I ran to my office and called Joe on the cell phone.  At the time, he was working further east, and I told him what was happening.  Clearly, we were under attack.  My principal wanted me to stay in my office, in case students needed to find me.  My office, though, was in a dead-end hallway: no phone, no PA no students.  I was alone, looking out of the window and at the sky.  The information we had was that at least 9 planes had been hijacked.

Ultimately, I returned to the Main Office, to offer my help there.  I spent the remainder of the day answering phones and assisting parents who had come to the school to take their children home.  One parent, in particular, has stayed with me.  She came up to the school and asked for her son.  I brought him down from class, and I asked if she was signing him out.  She said, “No.  I just wanted to hold him.”  Whenever I explain where I was 10 years ago, those words. . .

At the end of the school day, I drove home.  In fact, I couldn’t wait to get home.  I wanted to be with Joe  in the safety of our cocoon.  I think all of us wanted to be with our families that day.  In order to get home, I drove east on the Long Island Expressway.  The westbound side was closed to traffic, except for the steady procession of Long Island fire trucks and ambulances heading toward Manhattan. 

You may be wondering what this all has to do with gardening. 

Photo courtesy of CNN

In the days following 9/11, I learned that one of the firemen who died was Kevin Donnelly.  I never knew Kevin as a NYC firefighter.  I knew him as a landscaper.  Well before landscaping enterprises became a booming business on Long Island, there was Kevin and his van and his lawncare tools.

At the time, I was a young high school student, confused and unsure about who I was.   Let me correct that.  I knew who I was.  I was different, not athletic, alone, nerdy.  It’s just that in those days, and at that time in my life, “gay” was not a word that I could have even considered.

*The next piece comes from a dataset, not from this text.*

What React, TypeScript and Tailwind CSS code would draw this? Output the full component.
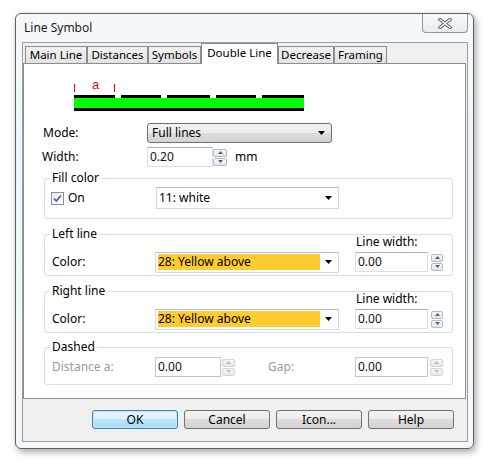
import React from "react";

const BTN =
  "bg-[linear-gradient(#f3f3f3_0%,#ebebeb_50%,#dddddd_50%,#d2d2d2_100%)] border border-[#707070] rounded-[3px]";

function DownArrow() {
  return (
    <svg width="7" height="4" viewBox="0 0 7 4">
      <path d="M0 0H7L3.5 4Z" fill="#000" />
    </svg>
  );
}

function SpinHalf({ up, disabled, h }: { up: boolean; disabled?: boolean; h: string }) {
  return (
    <div
      className={`${h} w-full border ${disabled ? "border-[#d0d3d8]" : "border-[#b4bac4]"} rounded-[2px] bg-gradient-to-b from-[#f7f8fa] to-[#e4e7eb] flex items-center justify-center`}
    >
      <svg width="5" height="3" viewBox="0 0 5 3">
        <path d={up ? "M0 3L2.5 0L5 3Z" : "M0 0H5L2.5 3Z"} fill={disabled ? "#b8bcc4" : "#4b5f8c"} />
      </svg>
    </div>
  );
}

function Spin({ w, disabled, h }: { w: string; disabled?: boolean; h: string }) {
  return (
    <div className={`${w} flex flex-col gap-[1px]`}>
      <SpinHalf up disabled={disabled} h={h} />
      <SpinHalf up={false} disabled={disabled} h={h} />
    </div>
  );
}

function Input({ w, value, disabled }: { w: string; value: string; disabled?: boolean }) {
  return (
    <div
      className={`${w} h-[20px] bg-white border ${disabled ? "border-[#c2c6cc]" : "border-[#dbdfe6] border-t-[#abadb3]"} flex items-center pl-[2px] text-[12px] text-[#111]`}
    >
      {value}
    </div>
  );
}

function ColorCombo() {
  return (
    <div className="w-[184px] h-[21px] bg-white border border-[#d5d9df] border-t-[#b9bcc2] flex items-center pl-[2px] pr-[6px]">
      <div className="w-[162px] h-[16px] bg-[#ffcb2f] flex items-center text-[12px] text-black">28: Yellow above</div>
      <div className="flex-1 flex justify-end">
        <DownArrow />
      </div>
    </div>
  );
}

function Legend({ children }: { children: React.ReactNode }) {
  return <legend className="ml-[5px] px-[2px] text-[12px] leading-[16px] text-black">{children}</legend>;
}

function LineGroup({ title, mt }: { title: string; mt: string }) {
  return (
    <fieldset className={`${mt} ml-[20px] w-[409px] border border-[#d5dfe5] rounded-[3px] pb-[2px]`}>
      <Legend>{title}</Legend>
      <div className="-mt-[7px] pl-[311px] h-[14px] leading-[14px] text-[12px] text-black">Line width:</div>
      <div className="mt-[2px] h-[22px] flex items-center">
        <span className="ml-[7px] w-[103px] text-[12px] text-black">Color:</span>
        <ColorCombo />
        <div className="ml-[16px]">
          <Input w="w-[73px]" value="0.00" />
        </div>
        <div className="ml-[3px]">
          <Spin w="w-[12px]" h="h-[8px]" />
        </div>
      </div>
    </fieldset>
  );
}

const tabs = [
  { label: "Main Line", w: "w-[62px]" },
  { label: "Distances", w: "w-[61px]" },
  { label: "Symbols", w: "w-[53px]" },
  { label: "Double Line", w: "w-[77px]", sel: true },
  { label: "Decrease", w: "w-[56px]" },
  { label: "Framing", w: "w-[53px]" },
];

export default function App() {
  return (
    <div className="w-[493px] h-[467px] bg-white pl-[15px] pt-[13px] font-['Noto_Sans',sans-serif] text-black">
      <div className="w-[459px] h-[436px] rounded-[6px] border border-[#5c6066] bg-[linear-gradient(180deg,#f6f9fb_0%,#eef5f8_30%,#f5f8fa_100%)] shadow-[2px_3px_7px_rgba(0,0,0,0.35)]">
        {/* title bar */}
        <div className="h-[28px] flex items-start justify-between">
          <div className="h-[28px] flex items-center pl-[8px] text-[12px] text-[#1b1b1b]">Line Symbol</div>
          <div className="mr-[5px] w-[46px] h-[19px] border border-t-0 border-[#8f98a3] rounded-b-[4px] bg-gradient-to-b from-[#fbfcfd] to-[#e6ecf1] flex items-center justify-center">
            <svg width="14" height="11" viewBox="0 0 14 11">
              <path d="M2 1.5L12 9.5M12 1.5L2 9.5" stroke="#5a5f66" strokeWidth="3.4" strokeLinecap="square" />
              <path d="M2 1.5L12 9.5M12 1.5L2 9.5" stroke="#ffffff" strokeWidth="1.5" strokeLinecap="square" />
            </svg>
          </div>
        </div>
        {/* client area */}
        <div className="ml-[6px] w-[446px] h-[400px] border border-[#9a9ea3] bg-[#f0f0f0] flex flex-col">
          {/* tabs */}
          <div className="h-[20px] flex items-end pl-[2px]">
            {tabs.map((t) =>
              t.sel ? (
                <div
                  key={t.label}
                  className={`${t.w} h-[21px] -mb-[1px] relative z-10 bg-white border border-b-0 border-[#898c95] flex items-center justify-center text-[11.5px] pb-[3px]`}
                >
                  {t.label}
                </div>
              ) : (
                <div
                  key={t.label}
                  className={`${t.w} h-[17px] border border-b-0 border-[#898c95] bg-gradient-to-b from-[#f3f3f3] to-[#e3e3e3] flex items-center justify-center text-[11.5px]`}
                >
                  {t.label}
                </div>
              )
            )}
          </div>
          {/* tab panel */}
          <div className="w-[443px] h-[336px] bg-white border border-[#898c95] flex flex-col">
            <div className="mt-[13px] ml-[50px] h-[34px]">
              <svg width="232" height="34" viewBox="0 0 232 34">
                <rect x="0" y="7" width="1" height="8" fill="#ff0000" />
                <rect x="40" y="7" width="1" height="8" fill="#ff0000" />
                <text x="18" y="12" fontSize="13" fill="#ff0000" fontFamily="'Liberation Sans', sans-serif">a</text>
                <rect x="0" y="18" width="41" height="3" fill="#000" />
                <rect x="47" y="18" width="40" height="3" fill="#000" />
                <rect x="93" y="18" width="43" height="3" fill="#000" />
                <rect x="142" y="18" width="40" height="3" fill="#000" />
                <rect x="188" y="18" width="42" height="3" fill="#000" />
                <rect x="0" y="21" width="230" height="10" fill="#00ff00" />
                <rect x="0" y="31" width="230" height="3" fill="#000" />
              </svg>
            </div>
            {/* Mode */}
            <div className="mt-[12px] h-[20px] flex items-center">
              <span className="ml-[19px] w-[104px] text-[12px]">Mode:</span>
              <div className={`w-[185px] h-[20px] ${BTN} flex items-center justify-between pl-[4px] pr-[6px] text-[12px]`}>
                <span>Full lines</span>
                <DownArrow />
              </div>
            </div>
            {/* Width */}
            <div className="mt-[4px] h-[20px] flex items-center">
              <span className="ml-[18px] w-[105px] text-[12px]">Width:</span>
              <Input w="w-[66px]" value="0.20" />
              <Spin w="w-[14px]" h="h-[8px]" />
              <span className="ml-[8px] text-[12px]">mm</span>
            </div>
            {/* Fill color */}
            <fieldset className="mt-[3px] ml-[20px] w-[409px] border border-[#d5dfe5] rounded-[3px] pb-[9px]">
              <Legend>Fill color</Legend>
              <div className="mt-[1px] h-[22px] flex items-center">
                <div className="w-[111px] flex items-center">
                  <div className="ml-[6px] w-[13px] h-[13px] border border-[#8e8f8f] bg-gradient-to-br from-[#e9ebee] to-[#fdfdfd] flex items-center justify-center">
                    <svg width="11" height="11" viewBox="0 0 11 11">
                      <path d="M2 5.5L4.3 8L9 2.5" stroke="#4c61a0" strokeWidth="1.8" fill="none" />
                    </svg>
                  </div>
                  <span className="ml-[4px] text-[12px]">On</span>
                </div>
                <div className="w-[183px] h-[22px] bg-white border border-[#d5d9df] border-t-[#b9bcc2] flex items-center justify-between pl-[2px] pr-[6px] text-[12px]">
                  <span>11: white</span>
                  <DownArrow />
                </div>
              </div>
            </fieldset>
            <LineGroup title="Left line" mt="mt-[7px]" />
            <LineGroup title="Right line" mt="mt-[7px]" />
            {/* Dashed */}
            <fieldset className="mt-[6px] ml-[20px] w-[409px] border border-[#d5dfe5] rounded-[3px] pb-[7px]">
              <Legend>Dashed</Legend>
              <div className="mt-[2px] h-[20px] flex items-center">
                <span className="ml-[7px] w-[103px] text-[12px] text-[#9a9a9a]">Distance a:</span>
                <Input w="w-[66px]" value="0.00" disabled />
                <div className="ml-[1px]">
                  <Spin w="w-[13px]" h="h-[8px]" disabled />
                </div>
                <span className="ml-[33px] w-[87px] text-[12px] text-[#9a9a9a]">Gap:</span>
                <Input w="w-[73px]" value="0.00" disabled />
                <div className="ml-[2px]">
                  <Spin w="w-[13px]" h="h-[8px]" disabled />
                </div>
              </div>
            </fieldset>
          </div>
          {/* buttons */}
          <div className="mt-[11px] ml-[69px] flex gap-[6px]">
            <div className="w-[86px] h-[19px] rounded-[3px] border border-[#3c7fb1] bg-[linear-gradient(#eaf6fd_0%,#d9f0fc_50%,#bee6fd_50%,#a7d9f5_100%)] shadow-[inset_0_0_0_1px_#c5e8fa] flex items-center justify-center text-[12px]">
              OK
            </div>
            <div className={`w-[86px] h-[19px] ${BTN} flex items-center justify-center text-[12px]`}>Cancel</div>
            <div className={`w-[86px] h-[19px] ${BTN} flex items-center justify-center text-[12px]`}>Icon...</div>
            <div className={`w-[86px] h-[19px] ${BTN} flex items-center justify-center text-[12px]`}>Help</div>
          </div>
        </div>
      </div>
    </div>
  );
}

Kevin, whom my father knew through the volunteer fire department, offered me a summer job.  Every morning, I rode my bike to his house and the two of us, along with his younger brother Brian, spent 12-hour days mowing and raking and sweeping and weeding.  It felt great to be part of a “crew,” and Kevin easily made me feel included.  With work, we were all equal.  His energy and enthusiasm and passion for life and laughter created a camaraderie among us, and work didn’t seem like work at all.  Each night after biking home, every muscle ached — and I couldn’t wait to do the same thing the next day.

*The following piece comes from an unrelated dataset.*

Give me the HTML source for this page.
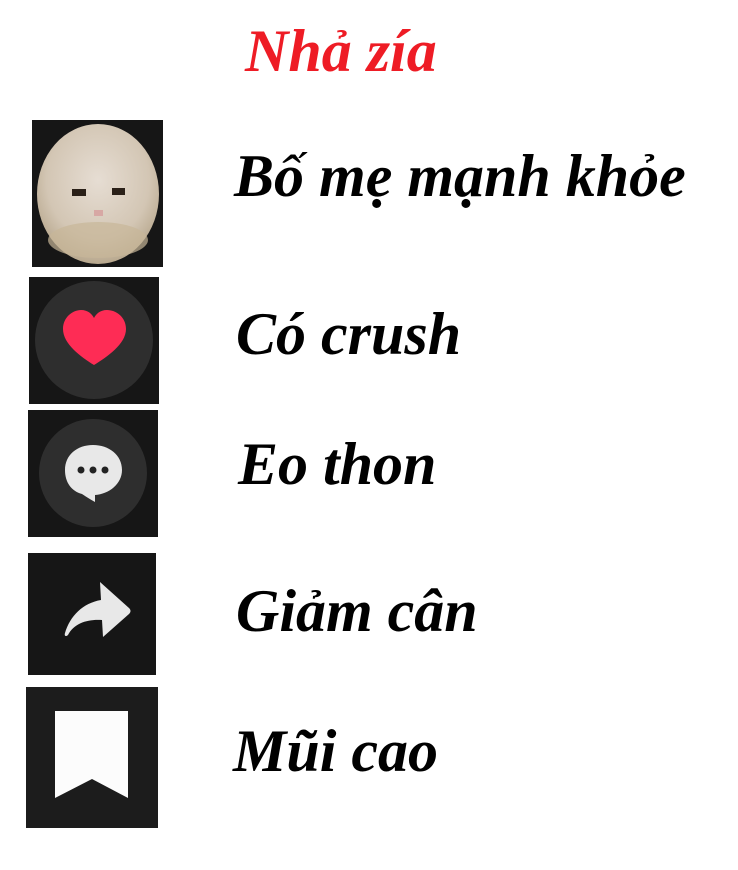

To this day, I look back on that summer as one of the most incredible ones in my life.  I was tanned.  I was in shape.  I was a landscaper. 

Each time I mow my own lawn, I think of that summer.  Each time I dream of what I would like to do in the next chapter of  my life, I  think of that summer.  Each September 11, I think of that summer.  And when I think of that summer, I always think of Kevin Donnelly — who gave one young man so much more than a summer job.

 

33 thoughts on “9/11 And A Summer Long Ago

  1. How can I send to you a story that I am doing on a German Prisoner of War who was in a prison camp near Tuscaloosa, AL in the 1940″s? He had been a gardener/landscaper in Germany before being taken into the service, was in service, captured and ended up here in Ala. He and his family immigrated to the U.S. in 1954.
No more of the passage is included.